I do get the distinct impression of "coming to" when i remember myself, its like i've been sitting in the back of my mind and all of a sudden im thrust forward into the space right behind my eyes. I dont get the feeling of behind outside of myself, but sometimes i use the mental image of a star with a smaller orbiting star that breaks free and orbits the larger one. Then when i forget myself this smaller star gets reabsorbed into the whole.
 
dhess31 said:
And I've noticed that when I do it I seem to feel something "outside" myself, like my observation point is actually looking at my physical body by being "seperate" from it. Has anyone else noticed anything like this?
Actually, I think it is fairly common, although not by any means universal. I believe it happens because we first encounter self-observation as an idea, and the observing portion initially activated is more abstract. Our bodies and emotions and many thought processes are associated, at least initially, with conditioning so the observer tends to begin rather from a very abstract place.

This changes, however, as you begin to gain ground and identify with more of yourself, instead of identifying the programs as you. As your observing awareness includes more thought processes, more of your body sense and presence of feelings (actually as those dynamics align around the axis of the observing awareness), the dissociative effect should be replaced by a more here/now grounded self-identification.

It helps to focus on body presence, sensations and energies when you are self observing to anchor physically if dissociation persists.

dhess31 said:
Also, I did a long period (for me) of this at work yesterday and it made me very calm and relaxed, because as Gudjieff said we often waste enegry by tensing muscles needlessly. Which I found myself doing and forced to stop. However, Ouspensky mentions that if you hit a "trance state" imagination comes in to play (or something like that) and he implies this is wrong work.

Thoughts? Is it GOOD to "feel" relaxed, or is it a sign that I did something wrong?
I don't think relaxation needs to necessarily be identified as "trance". A trance is a state of self-forgetting, while self observation, even when you are relaxed, implies alertness. So I think physical relaxation is good, and that we should strive to be alert when relaxed (in terms of self-observation).

However, you can relax to the point of moving into a hypnagogic pre-sleep state, and this is what I think is the trance state Ouspensky was describing. Personally, if you are in a chair or acting you can easily avoid this, but when lying down, if you get in such a state you can still observe the goings on in your imagination, and probably gain insight from it. It is not the visionary experience that harms, but being enamoured by it.
 
Don, I am , and I stress, an absolute beginner here, but I've been thinking about your comments and I would say I can't even self observe long enough to really feel a separation from myself. But I do feel very still and calm , during the mere minutes I can do it. Things do appear to slow down, as Brent mentioned, but what happens after that I can't say as I've already snapped out of it. Hopefully, it would be the peaceful state you experienced which appears to me to be a good thing. What I do notice is that I feel very tired after even a short period of self observation.
 
Very interesting missives, Don.

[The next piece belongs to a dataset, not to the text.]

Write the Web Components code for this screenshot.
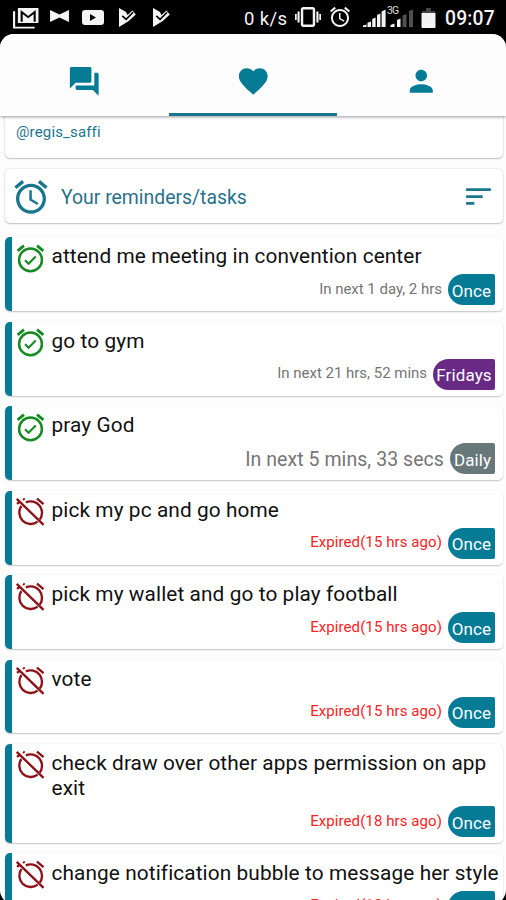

I have felt a distinct sense of separation in recent times, and the sudden realisation of muscle tension strikes a chord with me. I have also noticed this, and often after attempting some form of conscious work, be it writing, thinking, whatever. However, in my experience there is more than one "interested party" doing the observing, but this may well be a result of a conflict of interest regarding the multiple "I's" that are currently manifesting within my thought processes. Apparently it is truly rare in this world to attain total mastery of one's own physique (How ludicrous the term 'one' seems now!), but surely this is simply an indication of where we are on the learning curve. This also makes me wonder about involuntary muscle spasms, though it never serves well to be too paranoid.

Steven
 
I, too am an absolute beginner in this, but the one thing I've noticed that has been an unpleasant surprise is how little control I have over my own mind. Just taking a walk about the neighborhood, I'll try and stay aware of myself and what is around me and it's nearly impossible to keep it up for very long before these little movies and dialogues start going in my mind.

I also notice that, when I remember myself, there is a tune playing in my head! Almost always. Is that weird or what.

The hardest challenge for me has been "being with myself". I have to drive a lot during the day and I used to always listen to the radio. Lately, I'm going longer periods with it off, just silence. There is much to be noticed but it is tiring in some way, trying to stay "awake"..

Susan
 
Perhaps more helpful to begin with is simply to observe, not to try to do or change anything, to have no notion of what "self-remembering" might or might not be, or how to do it "right", but just to "self-observe".

If one finds oneself moving/speaking/thinking/feeling in this or that way, then observe it but maybe best not to try and change it lest one looses the object of study.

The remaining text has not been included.